Tatum Keen

Personal information
- Born: 19 April 2002 (age 24)
- Occupation: Judoka

Sport
- Country: Great Britain
- Sport: Judo
- Weight class: ‍–‍52 kg

Achievements and titles
- World Champ.: R16 (2025)
- European Champ.: R32 (2025, 2026)
- Commonwealth Games: (2026)

Medal record
Women's judo
Representing Great Britain
IJF Grand Slam
| Silver medal – second place | 2026 Tbilisi | ‍–‍52 kg |
Representing England
Commonwealth Games
| Bronze medal – third place | 2026 Glasgow | ‍–‍52 kg |

Profile at external databases
- IJF: 37052
- JudoInside.com: 102581

= Tatum Keen =

British judoka (born 2002)

Tatum Keen (born 19 April 2002) is a British judoka. She won a bronze medal at the 2026 Commonwealth Games.

==Biography==
Keen trains at the Bradley Stoke Judo Club in Bristol, alongside international teammate Lele Nairne under coach Pete Douglas.
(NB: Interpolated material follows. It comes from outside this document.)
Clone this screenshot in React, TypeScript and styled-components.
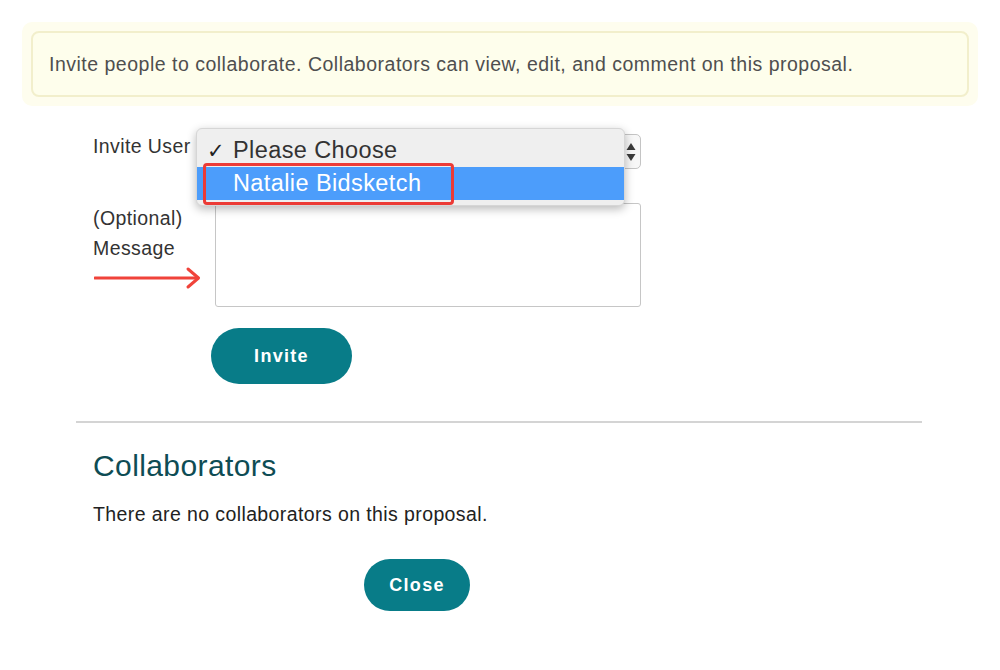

She was a multiple-time British champion competing at the junior level.

Keen had second-place finishes at the 2025 Prague European Open and the 2026 Tbilisi Grand Slam. Selected to represent England in Judo at the 2026 Commonwealth Games in Glasgow, Scotland, she was a bronze medalist in the women's 52kg division.